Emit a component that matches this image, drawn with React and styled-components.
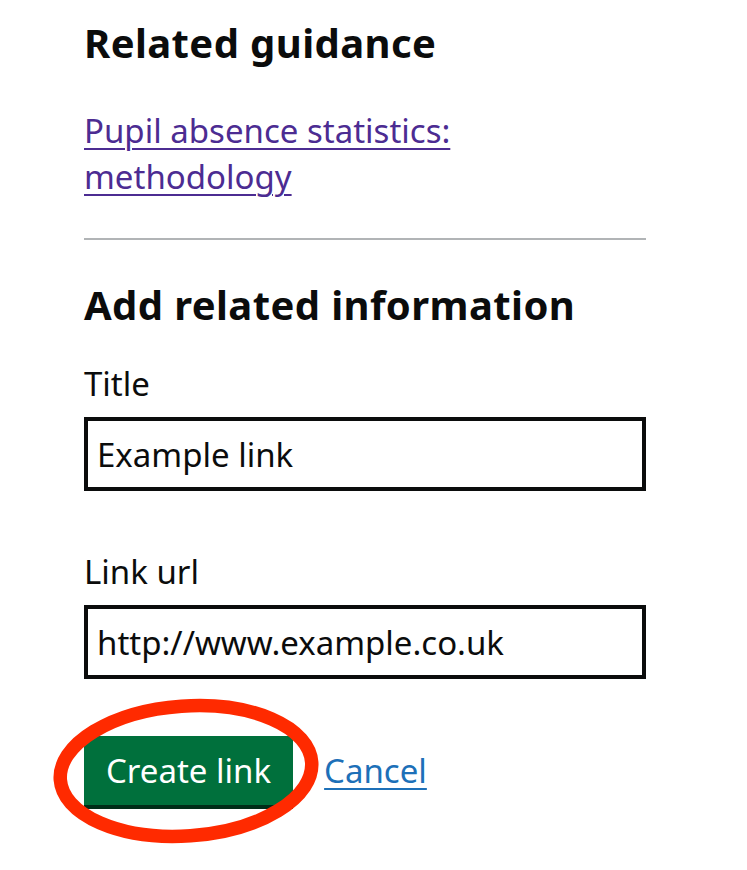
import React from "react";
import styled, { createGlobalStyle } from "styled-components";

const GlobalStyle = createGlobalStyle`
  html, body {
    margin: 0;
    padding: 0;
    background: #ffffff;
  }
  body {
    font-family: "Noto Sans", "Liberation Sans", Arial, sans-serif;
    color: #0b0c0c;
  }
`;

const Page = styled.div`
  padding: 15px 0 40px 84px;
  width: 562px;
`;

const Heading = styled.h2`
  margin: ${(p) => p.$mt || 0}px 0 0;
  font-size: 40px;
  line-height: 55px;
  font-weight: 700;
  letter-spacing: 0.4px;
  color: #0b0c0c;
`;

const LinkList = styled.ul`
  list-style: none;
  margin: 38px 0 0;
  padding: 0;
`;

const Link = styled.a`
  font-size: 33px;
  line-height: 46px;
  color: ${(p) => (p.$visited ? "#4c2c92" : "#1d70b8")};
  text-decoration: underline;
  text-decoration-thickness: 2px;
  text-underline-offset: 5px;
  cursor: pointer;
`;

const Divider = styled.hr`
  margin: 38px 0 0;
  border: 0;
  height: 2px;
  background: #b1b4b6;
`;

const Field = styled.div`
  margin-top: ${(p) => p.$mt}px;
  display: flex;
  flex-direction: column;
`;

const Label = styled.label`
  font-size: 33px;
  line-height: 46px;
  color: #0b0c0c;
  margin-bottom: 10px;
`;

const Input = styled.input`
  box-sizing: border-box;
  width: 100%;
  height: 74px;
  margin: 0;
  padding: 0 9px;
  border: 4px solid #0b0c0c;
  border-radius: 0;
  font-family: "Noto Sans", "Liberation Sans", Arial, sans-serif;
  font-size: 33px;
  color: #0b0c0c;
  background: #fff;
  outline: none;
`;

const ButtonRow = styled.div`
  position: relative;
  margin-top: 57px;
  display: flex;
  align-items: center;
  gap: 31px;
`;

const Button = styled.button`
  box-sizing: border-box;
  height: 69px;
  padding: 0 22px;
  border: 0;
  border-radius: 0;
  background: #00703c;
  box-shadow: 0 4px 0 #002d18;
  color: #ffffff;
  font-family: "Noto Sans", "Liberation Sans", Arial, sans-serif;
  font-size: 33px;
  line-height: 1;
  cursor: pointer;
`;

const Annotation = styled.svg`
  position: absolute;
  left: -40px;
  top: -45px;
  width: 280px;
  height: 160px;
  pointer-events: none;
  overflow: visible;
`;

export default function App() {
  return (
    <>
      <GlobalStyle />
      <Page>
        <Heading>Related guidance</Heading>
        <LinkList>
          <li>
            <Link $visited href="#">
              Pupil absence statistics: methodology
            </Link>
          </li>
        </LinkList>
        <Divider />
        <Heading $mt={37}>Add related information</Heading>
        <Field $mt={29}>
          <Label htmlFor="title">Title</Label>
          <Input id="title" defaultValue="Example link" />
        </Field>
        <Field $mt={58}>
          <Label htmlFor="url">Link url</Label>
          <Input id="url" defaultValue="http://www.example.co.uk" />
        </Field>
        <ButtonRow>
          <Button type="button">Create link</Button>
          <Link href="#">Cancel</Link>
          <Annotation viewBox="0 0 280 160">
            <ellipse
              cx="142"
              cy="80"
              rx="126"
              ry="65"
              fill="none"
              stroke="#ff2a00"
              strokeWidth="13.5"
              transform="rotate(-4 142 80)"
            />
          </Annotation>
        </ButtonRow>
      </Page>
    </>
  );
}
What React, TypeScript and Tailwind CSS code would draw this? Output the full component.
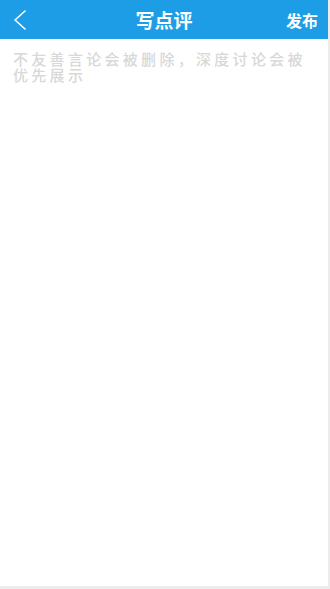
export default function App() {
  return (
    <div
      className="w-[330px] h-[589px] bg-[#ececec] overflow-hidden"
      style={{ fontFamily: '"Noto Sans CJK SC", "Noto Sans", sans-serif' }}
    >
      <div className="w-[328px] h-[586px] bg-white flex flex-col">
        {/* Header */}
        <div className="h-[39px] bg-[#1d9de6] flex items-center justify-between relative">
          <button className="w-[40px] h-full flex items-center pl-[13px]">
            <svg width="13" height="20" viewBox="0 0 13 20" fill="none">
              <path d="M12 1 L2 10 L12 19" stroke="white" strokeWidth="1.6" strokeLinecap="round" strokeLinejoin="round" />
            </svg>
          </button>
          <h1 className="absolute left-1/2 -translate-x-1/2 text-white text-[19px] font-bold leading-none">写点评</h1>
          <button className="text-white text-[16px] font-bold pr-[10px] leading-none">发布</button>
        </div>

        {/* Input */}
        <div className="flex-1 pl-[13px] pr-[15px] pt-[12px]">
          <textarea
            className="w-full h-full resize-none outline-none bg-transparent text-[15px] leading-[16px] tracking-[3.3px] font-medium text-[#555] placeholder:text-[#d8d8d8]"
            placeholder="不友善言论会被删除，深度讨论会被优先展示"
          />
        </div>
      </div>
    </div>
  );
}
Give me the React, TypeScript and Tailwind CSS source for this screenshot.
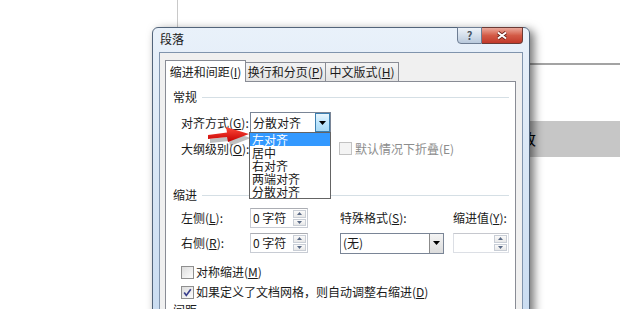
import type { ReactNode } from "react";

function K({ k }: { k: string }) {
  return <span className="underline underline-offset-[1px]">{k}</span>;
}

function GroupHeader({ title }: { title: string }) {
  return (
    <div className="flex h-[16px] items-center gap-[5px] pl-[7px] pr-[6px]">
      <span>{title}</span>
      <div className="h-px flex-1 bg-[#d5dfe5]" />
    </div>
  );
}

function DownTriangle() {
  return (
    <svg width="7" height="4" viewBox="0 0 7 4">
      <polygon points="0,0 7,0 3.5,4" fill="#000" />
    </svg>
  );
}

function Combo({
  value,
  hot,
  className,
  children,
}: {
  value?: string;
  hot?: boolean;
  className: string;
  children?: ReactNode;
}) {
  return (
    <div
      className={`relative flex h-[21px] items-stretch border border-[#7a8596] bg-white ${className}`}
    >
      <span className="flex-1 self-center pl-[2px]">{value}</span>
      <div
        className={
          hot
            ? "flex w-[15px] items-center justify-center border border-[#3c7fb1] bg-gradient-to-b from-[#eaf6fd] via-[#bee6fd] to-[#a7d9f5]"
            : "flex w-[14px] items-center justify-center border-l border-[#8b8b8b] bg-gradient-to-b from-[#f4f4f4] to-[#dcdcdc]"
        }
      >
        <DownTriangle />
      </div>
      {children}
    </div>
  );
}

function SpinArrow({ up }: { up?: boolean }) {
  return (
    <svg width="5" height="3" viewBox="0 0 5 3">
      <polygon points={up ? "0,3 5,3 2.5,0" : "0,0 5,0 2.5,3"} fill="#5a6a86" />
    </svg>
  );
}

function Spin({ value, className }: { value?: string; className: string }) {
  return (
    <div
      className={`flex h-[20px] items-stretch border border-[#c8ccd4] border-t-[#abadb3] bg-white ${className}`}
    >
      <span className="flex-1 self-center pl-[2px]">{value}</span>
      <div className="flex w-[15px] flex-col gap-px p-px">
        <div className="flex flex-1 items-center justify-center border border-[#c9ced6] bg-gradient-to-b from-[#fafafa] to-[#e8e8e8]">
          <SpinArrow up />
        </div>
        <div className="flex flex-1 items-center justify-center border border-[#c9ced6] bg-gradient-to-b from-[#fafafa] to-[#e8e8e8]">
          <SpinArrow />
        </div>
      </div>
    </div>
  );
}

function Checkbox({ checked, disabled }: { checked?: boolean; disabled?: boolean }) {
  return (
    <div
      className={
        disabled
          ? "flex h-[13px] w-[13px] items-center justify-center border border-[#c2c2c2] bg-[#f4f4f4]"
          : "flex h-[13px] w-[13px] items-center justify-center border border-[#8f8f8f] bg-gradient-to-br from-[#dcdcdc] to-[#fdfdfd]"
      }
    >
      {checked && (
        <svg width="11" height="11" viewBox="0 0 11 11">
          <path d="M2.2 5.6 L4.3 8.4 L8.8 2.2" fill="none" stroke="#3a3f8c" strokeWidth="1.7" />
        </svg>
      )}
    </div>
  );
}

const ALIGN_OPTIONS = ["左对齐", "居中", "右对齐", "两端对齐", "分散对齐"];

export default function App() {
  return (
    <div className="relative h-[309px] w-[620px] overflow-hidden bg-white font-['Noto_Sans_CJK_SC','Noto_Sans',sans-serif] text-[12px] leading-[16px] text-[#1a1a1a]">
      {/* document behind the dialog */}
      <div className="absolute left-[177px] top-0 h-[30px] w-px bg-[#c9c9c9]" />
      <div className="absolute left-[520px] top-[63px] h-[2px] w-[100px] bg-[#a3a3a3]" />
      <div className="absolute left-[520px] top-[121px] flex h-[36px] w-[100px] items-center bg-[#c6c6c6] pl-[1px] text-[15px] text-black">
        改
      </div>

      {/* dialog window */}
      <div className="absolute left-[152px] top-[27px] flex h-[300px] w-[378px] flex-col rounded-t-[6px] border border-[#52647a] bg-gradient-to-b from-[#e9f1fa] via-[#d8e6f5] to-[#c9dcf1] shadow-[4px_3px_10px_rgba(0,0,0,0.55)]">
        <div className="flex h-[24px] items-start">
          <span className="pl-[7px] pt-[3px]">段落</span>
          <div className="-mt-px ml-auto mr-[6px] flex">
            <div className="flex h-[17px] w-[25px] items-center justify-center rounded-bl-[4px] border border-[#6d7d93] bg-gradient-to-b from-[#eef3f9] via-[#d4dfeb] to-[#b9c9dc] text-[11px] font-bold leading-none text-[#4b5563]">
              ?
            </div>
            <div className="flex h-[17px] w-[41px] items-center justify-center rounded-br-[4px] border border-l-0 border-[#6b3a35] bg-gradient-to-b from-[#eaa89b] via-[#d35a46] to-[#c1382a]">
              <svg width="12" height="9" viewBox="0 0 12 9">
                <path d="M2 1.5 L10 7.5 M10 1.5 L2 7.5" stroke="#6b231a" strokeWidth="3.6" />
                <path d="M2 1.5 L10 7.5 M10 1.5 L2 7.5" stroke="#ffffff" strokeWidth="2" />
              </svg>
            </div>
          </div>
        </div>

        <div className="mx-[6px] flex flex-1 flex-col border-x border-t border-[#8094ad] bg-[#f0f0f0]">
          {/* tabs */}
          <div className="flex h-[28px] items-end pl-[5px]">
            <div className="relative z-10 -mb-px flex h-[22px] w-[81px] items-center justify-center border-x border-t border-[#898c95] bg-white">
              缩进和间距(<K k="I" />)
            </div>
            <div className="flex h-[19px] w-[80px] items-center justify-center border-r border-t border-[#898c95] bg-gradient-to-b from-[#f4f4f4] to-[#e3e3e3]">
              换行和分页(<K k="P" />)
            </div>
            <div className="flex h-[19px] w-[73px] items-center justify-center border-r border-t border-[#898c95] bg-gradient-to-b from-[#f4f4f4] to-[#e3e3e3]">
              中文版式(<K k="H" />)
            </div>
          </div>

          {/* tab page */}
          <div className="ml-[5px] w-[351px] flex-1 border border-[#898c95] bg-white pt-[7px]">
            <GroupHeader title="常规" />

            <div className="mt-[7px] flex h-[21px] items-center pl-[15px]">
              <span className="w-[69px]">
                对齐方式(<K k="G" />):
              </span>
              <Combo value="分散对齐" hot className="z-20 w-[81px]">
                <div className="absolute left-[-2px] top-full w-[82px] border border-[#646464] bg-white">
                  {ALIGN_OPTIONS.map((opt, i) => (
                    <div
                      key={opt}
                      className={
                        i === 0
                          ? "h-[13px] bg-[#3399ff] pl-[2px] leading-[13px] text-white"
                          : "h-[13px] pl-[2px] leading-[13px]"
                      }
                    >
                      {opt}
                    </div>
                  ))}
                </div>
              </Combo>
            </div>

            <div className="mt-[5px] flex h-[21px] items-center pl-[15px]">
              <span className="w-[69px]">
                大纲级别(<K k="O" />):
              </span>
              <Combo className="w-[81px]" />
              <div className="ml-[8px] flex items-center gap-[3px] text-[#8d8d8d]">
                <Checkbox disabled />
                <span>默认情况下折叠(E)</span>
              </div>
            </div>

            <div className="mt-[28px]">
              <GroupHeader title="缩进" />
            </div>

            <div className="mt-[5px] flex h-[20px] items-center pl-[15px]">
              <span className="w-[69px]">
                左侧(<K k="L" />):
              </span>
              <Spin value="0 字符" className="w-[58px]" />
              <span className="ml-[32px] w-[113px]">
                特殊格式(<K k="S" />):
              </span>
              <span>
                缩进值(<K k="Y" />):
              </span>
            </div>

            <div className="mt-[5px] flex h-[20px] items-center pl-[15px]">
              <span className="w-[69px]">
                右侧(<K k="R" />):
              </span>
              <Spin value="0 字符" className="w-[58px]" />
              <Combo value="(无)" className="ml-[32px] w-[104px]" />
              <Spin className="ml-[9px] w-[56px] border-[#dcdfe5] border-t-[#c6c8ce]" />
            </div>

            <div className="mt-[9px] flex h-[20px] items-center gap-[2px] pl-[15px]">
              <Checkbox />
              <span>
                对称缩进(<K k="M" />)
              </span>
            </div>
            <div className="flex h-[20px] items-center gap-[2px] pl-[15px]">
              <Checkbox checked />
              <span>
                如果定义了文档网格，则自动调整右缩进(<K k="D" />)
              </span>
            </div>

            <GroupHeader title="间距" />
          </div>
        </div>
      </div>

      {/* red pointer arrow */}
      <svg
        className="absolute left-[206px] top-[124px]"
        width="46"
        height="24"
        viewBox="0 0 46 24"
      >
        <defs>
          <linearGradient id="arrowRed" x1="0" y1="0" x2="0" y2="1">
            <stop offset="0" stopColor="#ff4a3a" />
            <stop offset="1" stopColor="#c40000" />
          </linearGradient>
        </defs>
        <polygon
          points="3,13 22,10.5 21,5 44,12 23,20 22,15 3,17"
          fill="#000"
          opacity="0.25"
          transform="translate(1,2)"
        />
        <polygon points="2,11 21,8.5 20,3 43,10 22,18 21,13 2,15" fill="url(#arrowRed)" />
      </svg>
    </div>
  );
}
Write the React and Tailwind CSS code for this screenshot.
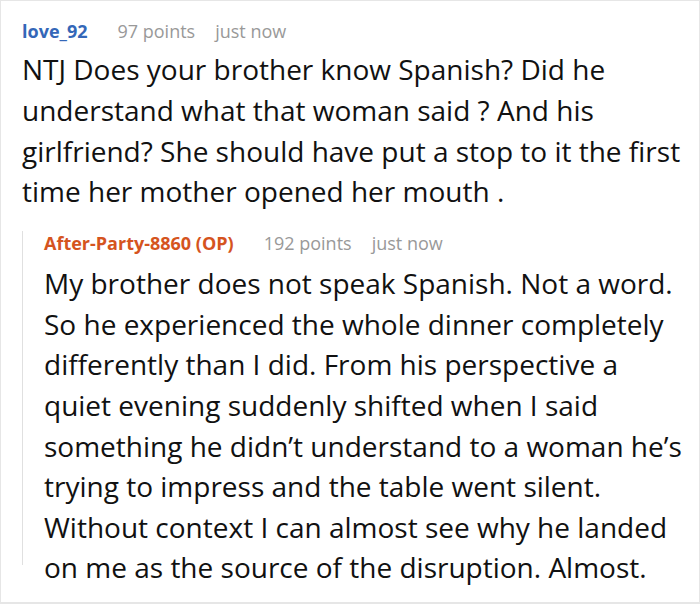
***
--- THE TASK ---
Collect every line from the records above that contains the word "this".

--- EXERCISE RESPONSE ---
Emit a component that matches this image, drawn with React and styled-components.
What React, TypeScript and Tailwind CSS code would draw this? Output the full component.
Give me the React, TypeScript and Tailwind CSS source for this screenshot.
Write the React and Tailwind CSS code for this screenshot.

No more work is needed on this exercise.